## Material provided
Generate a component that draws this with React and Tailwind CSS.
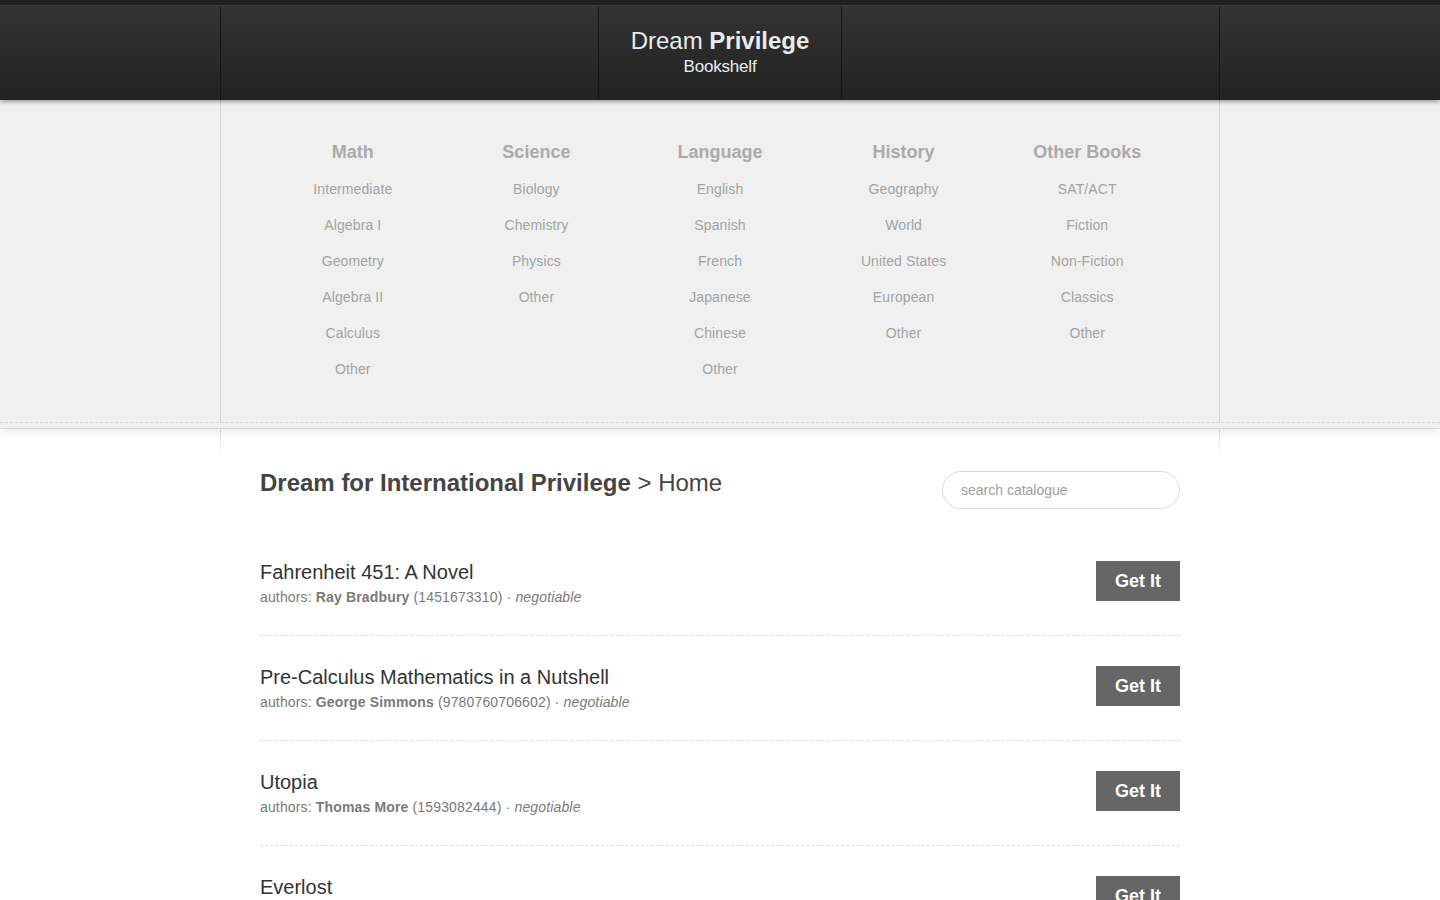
import React from "react";

const cols = [
  { h: "Math", items: ["Intermediate", "Algebra I", "Geometry", "Algebra II", "Calculus", "Other"] },
  { h: "Science", items: ["Biology", "Chemistry", "Physics", "Other"] },
  { h: "Language", items: ["English", "Spanish", "French", "Japanese", "Chinese", "Other"] },
  { h: "History", items: ["Geography", "World", "United States", "European", "Other"] },
  { h: "Other Books", items: ["SAT/ACT", "Fiction", "Non-Fiction", "Classics", "Other"] },
];

const books = [
  { t: "Fahrenheit 451: A Novel", a: "Ray Bradbury", isbn: "1451673310" },
  { t: "Pre-Calculus Mathematics in a Nutshell", a: "George Simmons", isbn: "9780760706602" },
  { t: "Utopia", a: "Thomas More", isbn: "1593082444" },
  { t: "Everlost", a: "Neal Shusterman", isbn: "1416997490" },
];

export default function App() {
  return (
    <div className="min-h-screen bg-white" style={{ fontFamily: '"Liberation Sans", Arial, sans-serif' }}>
      {/* Header */}
      <header className="relative z-20 bg-[#1f1f1f] pt-[5px] shadow-[0_2px_4px_rgba(0,0,0,0.35)]">
        <div className="border-t border-[#3c3c3c] bg-gradient-to-b from-[#333333] to-[#222222]">
          <div className="mx-auto flex h-[94px] w-[1000px] border-x border-[#161616]">
            <div className="flex-1 border-r border-[#161616]" />
            <div className="flex w-[243px] flex-col items-center justify-center border-r border-[#161616] pb-[1px]">
              <div className="text-[24px] leading-[26px] text-[#e8ecef]">
                Dream <span className="font-bold">Privilege</span>
              </div>
              <div className="mt-[2px] text-[17px] leading-[22px] text-[#e8ecef] tracking-[-0.2px]">Bookshelf</div>
            </div>
            <div className="flex-1" />
          </div>
        </div>
      </header>

      {/* Category nav */}
      <nav className="relative z-10 bg-[#f0f0f0] shadow-[0_3px_8px_rgba(0,0,0,0.08)]">
        <div className="mx-auto w-[1000px] border-x border-[#d4d4d4] px-[40px] pt-[41px] pb-[35px]">
          <div className="grid grid-cols-5">
            {cols.map((c) => (
              <div key={c.h} className="flex flex-col items-center">
                <div className="text-[18px] leading-[22px] font-bold text-[#aaaaaa] mb-[8px]">{c.h}</div>
                {c.items.map((i, k) => (
                  <div key={k} className="h-[36px] leading-[36px] text-[14px] text-[#a3a3a3] tracking-[0.1px]">
                    {i}
                  </div>
                ))}
              </div>
            ))}
          </div>
        </div>
        <div className="border-t border-dashed border-[#d6d6d6]" />
        <div className="h-[5px]" />
        <div className="border-t border-[#d6d6d6]" />
      </nav>

      <main className="relative">
        <div className="relative mx-auto w-[1000px]">
          <div className="absolute left-0 top-0 h-[27px] w-px bg-gradient-to-b from-[#d8d8d8] to-transparent" />
          <div className="absolute right-0 top-0 h-[27px] w-px bg-gradient-to-b from-[#d8d8d8] to-transparent" />
        </div>
        <div className="mx-auto w-[920px]">
          <div className="flex items-start justify-between pt-[40px] pb-[22px]">
            <h1 className="text-[24px] leading-[28px] text-[#444444]">
              <span className="font-bold">Dream for International Privilege</span> &gt; Home
            </h1>
            <div className="mt-[2px] flex h-[38px] w-[238px] items-center rounded-full border border-[#dadada] px-[18px] text-[14px] text-[#a0a0a0]">
              search catalogue
            </div>
          </div>

          {books.map((b, idx) => (
            <div key={idx} className="border-b border-dashed border-[#dcdcdc] pt-[29px] pb-[28px]">
              <div className="flex items-start justify-between">
                <div>
                  <div className="text-[20px] leading-[24px] text-[#333333]">{b.t}</div>
                  <div className="mt-[3px] text-[14px] leading-[20px] text-[#7a7a7a] tracking-[0.15px]">
                    authors: <span className="font-bold">{b.a}</span> ({b.isbn}) · <span className="italic">negotiable</span>
                  </div>
                </div>
                <div className="mt-[1px] flex h-[40px] w-[84px] items-center justify-center bg-[#666666] text-[18px] font-bold text-white">
                  Get It
                </div>
              </div>
            </div>
          ))}
        </div>
      </main>
    </div>
  );
}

## Work instructions
Look through the material above. Copy each line where the word "React" appears.

## Exercise response
Generate a component that draws this with React and Tailwind CSS.
import React from "react";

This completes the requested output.